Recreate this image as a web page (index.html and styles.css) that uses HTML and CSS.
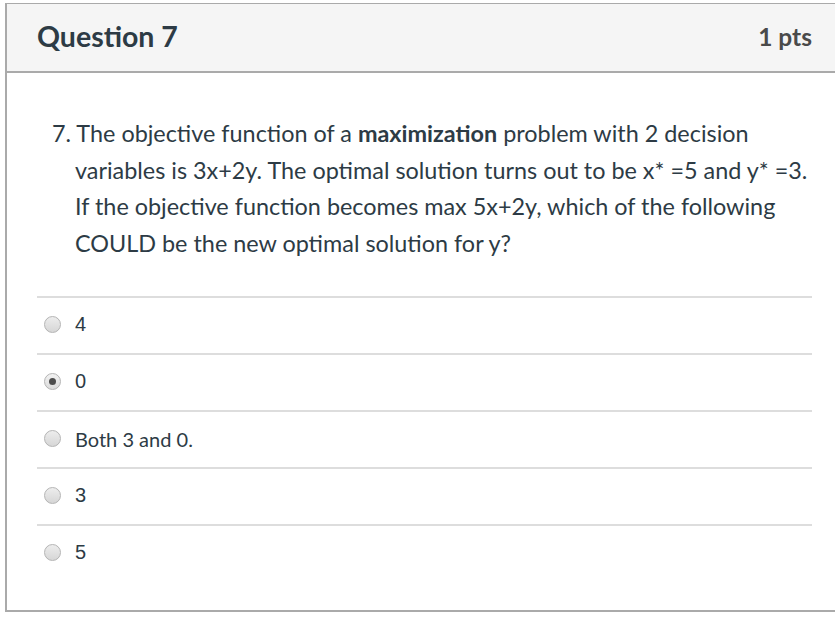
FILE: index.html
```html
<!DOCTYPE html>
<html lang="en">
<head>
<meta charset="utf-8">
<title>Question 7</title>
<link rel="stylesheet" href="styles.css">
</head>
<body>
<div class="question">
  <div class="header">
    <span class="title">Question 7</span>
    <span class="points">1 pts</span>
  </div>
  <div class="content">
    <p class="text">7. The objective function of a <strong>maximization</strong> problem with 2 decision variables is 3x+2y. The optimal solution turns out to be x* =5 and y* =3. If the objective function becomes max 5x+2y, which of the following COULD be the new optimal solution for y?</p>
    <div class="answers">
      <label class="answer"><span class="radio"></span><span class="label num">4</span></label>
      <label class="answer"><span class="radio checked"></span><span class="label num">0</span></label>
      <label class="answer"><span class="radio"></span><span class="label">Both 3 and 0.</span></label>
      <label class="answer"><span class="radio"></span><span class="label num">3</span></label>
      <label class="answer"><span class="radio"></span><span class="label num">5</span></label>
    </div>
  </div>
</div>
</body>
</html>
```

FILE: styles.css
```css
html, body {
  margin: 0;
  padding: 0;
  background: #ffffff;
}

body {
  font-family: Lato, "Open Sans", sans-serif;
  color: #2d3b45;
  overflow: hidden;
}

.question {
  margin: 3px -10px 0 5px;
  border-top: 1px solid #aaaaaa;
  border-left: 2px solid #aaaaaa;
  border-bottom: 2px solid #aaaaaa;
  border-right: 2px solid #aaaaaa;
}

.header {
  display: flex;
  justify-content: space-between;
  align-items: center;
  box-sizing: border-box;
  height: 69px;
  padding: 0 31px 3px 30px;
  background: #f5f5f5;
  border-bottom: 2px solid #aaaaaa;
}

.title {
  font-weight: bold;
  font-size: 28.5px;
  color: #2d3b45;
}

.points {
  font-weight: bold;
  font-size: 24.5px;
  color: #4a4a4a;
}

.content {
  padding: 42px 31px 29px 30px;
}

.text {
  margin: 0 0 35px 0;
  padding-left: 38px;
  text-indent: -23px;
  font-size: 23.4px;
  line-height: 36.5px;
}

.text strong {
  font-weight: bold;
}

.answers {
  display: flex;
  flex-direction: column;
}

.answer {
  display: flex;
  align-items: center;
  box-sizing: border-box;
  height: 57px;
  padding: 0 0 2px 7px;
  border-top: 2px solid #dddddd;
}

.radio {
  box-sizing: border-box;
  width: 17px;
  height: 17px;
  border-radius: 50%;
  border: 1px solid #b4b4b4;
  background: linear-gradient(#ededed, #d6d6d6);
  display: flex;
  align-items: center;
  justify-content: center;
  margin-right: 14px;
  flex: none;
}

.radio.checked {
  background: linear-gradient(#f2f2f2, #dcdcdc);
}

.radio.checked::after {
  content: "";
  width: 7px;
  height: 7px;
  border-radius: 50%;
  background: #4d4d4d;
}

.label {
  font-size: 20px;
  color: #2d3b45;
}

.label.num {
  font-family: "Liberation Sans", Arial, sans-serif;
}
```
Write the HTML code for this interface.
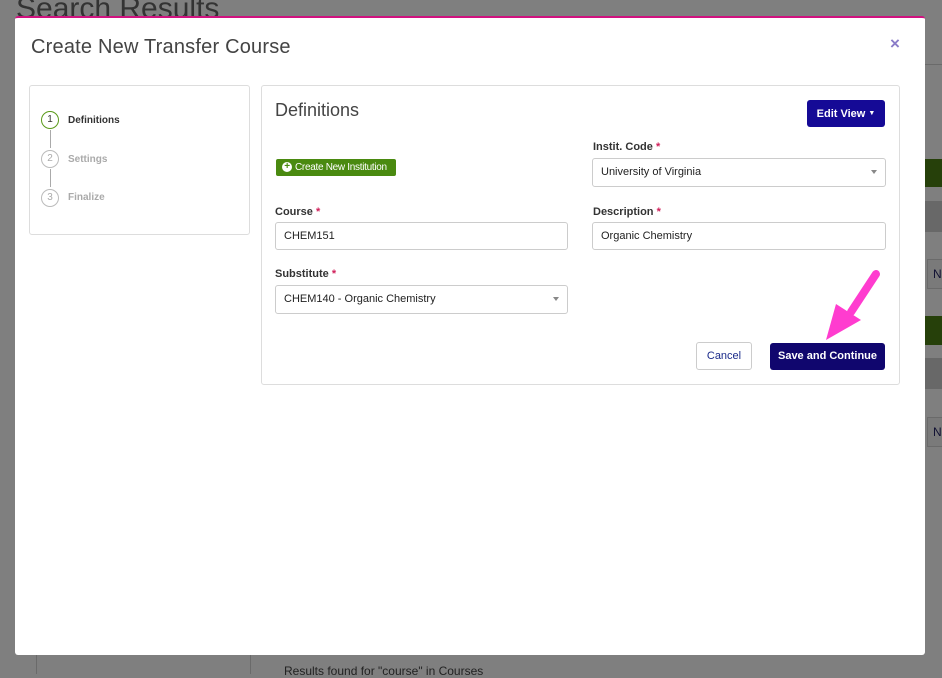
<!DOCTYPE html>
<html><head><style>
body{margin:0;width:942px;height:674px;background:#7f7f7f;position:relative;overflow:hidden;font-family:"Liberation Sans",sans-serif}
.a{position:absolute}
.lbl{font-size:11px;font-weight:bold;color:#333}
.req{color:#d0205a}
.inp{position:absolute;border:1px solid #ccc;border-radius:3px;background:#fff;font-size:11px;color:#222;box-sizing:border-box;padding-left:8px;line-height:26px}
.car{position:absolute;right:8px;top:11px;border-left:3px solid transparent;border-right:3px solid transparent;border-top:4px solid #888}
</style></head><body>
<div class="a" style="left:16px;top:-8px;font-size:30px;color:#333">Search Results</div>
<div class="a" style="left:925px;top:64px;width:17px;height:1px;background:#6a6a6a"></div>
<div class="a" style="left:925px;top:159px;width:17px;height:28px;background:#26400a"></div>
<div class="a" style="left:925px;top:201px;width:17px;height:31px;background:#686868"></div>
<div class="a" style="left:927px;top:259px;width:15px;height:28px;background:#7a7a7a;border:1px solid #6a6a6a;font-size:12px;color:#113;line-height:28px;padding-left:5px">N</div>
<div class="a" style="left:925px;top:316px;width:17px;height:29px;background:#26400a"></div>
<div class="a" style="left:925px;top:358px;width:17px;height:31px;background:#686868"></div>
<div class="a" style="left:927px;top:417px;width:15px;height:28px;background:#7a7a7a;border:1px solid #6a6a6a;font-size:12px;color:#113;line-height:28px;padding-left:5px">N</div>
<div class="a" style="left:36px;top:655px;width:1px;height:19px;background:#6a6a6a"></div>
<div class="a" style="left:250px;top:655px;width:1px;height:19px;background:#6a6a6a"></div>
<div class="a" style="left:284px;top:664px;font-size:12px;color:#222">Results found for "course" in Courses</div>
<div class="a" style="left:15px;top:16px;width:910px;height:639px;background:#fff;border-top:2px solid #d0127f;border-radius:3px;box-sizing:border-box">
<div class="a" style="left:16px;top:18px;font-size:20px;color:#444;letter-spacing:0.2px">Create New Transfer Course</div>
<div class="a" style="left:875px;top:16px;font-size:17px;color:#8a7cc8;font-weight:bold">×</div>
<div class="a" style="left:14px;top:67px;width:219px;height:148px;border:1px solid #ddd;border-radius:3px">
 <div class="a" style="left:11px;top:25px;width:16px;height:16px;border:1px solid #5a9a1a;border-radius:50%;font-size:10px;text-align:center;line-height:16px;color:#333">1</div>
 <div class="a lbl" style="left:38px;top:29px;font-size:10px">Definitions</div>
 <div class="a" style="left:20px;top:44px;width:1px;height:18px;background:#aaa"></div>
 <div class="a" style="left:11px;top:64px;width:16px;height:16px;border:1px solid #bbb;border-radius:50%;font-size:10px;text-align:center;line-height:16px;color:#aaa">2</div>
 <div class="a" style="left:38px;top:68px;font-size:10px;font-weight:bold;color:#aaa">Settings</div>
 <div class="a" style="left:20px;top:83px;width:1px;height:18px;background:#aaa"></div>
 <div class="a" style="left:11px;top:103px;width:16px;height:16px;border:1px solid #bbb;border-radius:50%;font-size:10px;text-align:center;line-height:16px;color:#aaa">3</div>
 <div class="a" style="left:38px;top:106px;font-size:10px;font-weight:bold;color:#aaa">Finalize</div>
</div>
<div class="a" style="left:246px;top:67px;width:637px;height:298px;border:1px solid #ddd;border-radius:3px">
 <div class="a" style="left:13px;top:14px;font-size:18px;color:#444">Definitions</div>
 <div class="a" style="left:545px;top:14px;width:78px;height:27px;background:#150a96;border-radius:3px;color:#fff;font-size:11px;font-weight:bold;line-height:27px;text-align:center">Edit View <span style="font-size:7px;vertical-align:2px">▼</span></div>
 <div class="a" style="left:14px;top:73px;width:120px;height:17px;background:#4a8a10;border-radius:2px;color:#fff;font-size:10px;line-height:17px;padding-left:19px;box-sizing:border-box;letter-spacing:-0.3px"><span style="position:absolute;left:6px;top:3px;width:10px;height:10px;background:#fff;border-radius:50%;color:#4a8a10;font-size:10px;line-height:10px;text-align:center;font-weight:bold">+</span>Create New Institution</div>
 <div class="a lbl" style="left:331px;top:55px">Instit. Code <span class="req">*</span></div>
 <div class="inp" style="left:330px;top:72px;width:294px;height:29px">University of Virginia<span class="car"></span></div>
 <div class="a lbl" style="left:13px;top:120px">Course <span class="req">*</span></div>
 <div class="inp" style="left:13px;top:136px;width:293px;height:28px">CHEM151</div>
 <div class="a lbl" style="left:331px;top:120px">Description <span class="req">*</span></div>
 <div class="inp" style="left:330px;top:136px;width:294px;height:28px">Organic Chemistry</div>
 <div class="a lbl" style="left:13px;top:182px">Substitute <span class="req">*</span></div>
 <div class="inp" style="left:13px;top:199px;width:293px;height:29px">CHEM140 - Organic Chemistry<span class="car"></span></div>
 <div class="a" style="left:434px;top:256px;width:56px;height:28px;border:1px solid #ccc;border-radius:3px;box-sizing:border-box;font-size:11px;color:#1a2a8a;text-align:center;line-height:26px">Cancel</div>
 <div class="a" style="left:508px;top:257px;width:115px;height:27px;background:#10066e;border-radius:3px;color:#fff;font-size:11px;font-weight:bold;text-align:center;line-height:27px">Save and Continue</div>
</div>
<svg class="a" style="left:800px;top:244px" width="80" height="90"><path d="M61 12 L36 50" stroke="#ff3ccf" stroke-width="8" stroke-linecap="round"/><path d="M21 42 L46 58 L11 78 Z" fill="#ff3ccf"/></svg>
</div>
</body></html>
──────
* _GOAL_:
Copy every line in the entries above that has the string "this" in it.

* _ANSWER BELOW_:
Recreate this image as a web page (index.html and styles.css) that uses HTML and CSS.
Write the HTML code for this interface.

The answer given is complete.